Seus aliados dizem que Soros interpreta os ataques de Trump, Orbán e os apoiadores deles como um esforço para intimidá-lo e obrigá-lo a recuar. Mas, segundo eles, os esforços tiveram efeito inverso ao pretendido.

Segundo Michael Vachon, assessor político de Soros, quando amigos do bilionário o procuraram para manifestar preocupação com sua segurança física, depois de ser divulgada a notícia da bomba improvisada, Soros, que não estava em casa quando o pacote foi entregue, mudou de assunto para falar dos “prejuízos” que estariam sendo provocados pela administração Trump.

Vachon disse nos últimos dias Soros vinculou os ataques retóricos do presidente a seus críticos às bombas caseiras e até mesmo ao assassinato de 11 pessoas em uma sinagoga de Pittsburgh no último sábado (27).

Em email ao jornal The New York Times, Soros disse que estava de luto pelas vítimas do massacre em Pittsburgh e suas famílias. Ele disse: “Vim a este país para encontrar refúgio.

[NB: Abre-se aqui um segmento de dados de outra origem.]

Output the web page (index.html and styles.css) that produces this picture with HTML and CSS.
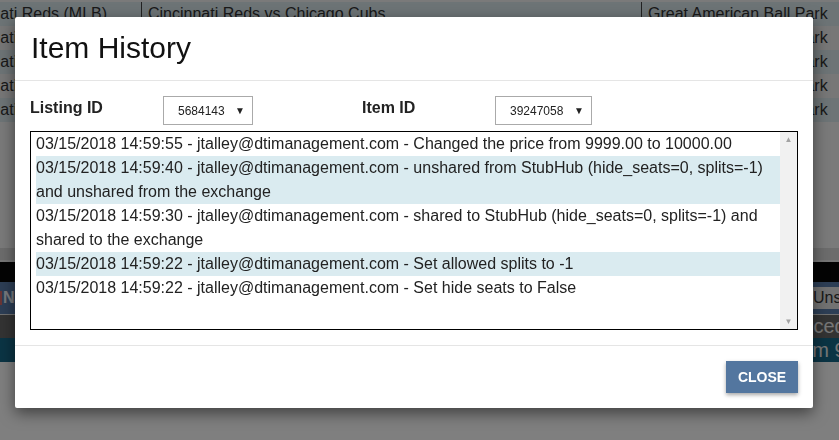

Me angustia profundamente que judeus sejam massacrados na América em 2018 pelo simples fato de serem judeus.”

Um papel grande em 2018

Neste ciclo eleitoral, Soros já doou mais de US$ 15 milhões (R$ 55,4 milhões) para apoiar candidatos democratas no nível federal, segundo registros da comissão eleitoral, e também doou a entidades sem fins lucrativos que não revelam quem são seus doadores.

Representantes do megainvestidor dizem que ele deu US$ 1 milhão (R$ 3,69 mihões) ao Projeto Integridade da Democracia, criado após a eleição de 2016 para investigar a interferência estrangeira em eleições e as conexões de Trump com interesses russos.

Soros estuda a possibilidade de fazer doações adicionais a essa organização, que pagou por uma pesquisa da Fusion GPS, a firma por trás do dossiê controverso que contém alegações sobre os vínculos de Trump com a Rússia.

A escala de suas atividades deu a republicanos uma oportunidade de retratá-lo como força responsável por conflitos políticos que dividiram o país. 

As fundações de Soros foram proibidas de distribuir recursos na Rússia, e a Open Society decidiu transferir seu escritório da Hungria para outro país este ano, depois de se tornar alvo de uma campanha de difamação lançada pelo governo Orbán. A Universidade Centro-Europeia anunciou na semana passada que pode fazer o mesmo em breve.

Em uma campanha este ano, o partido de Orbán publicou um anúncio mostrando George Soros sorridente, com o slogan: “Não vamos deixar George Soros rir por último”. Críticos argumentaram que o objetivo da imagem era lembrar aos espectadores do “Judeu que Ri”, uma figura de linguagem antissemita comum.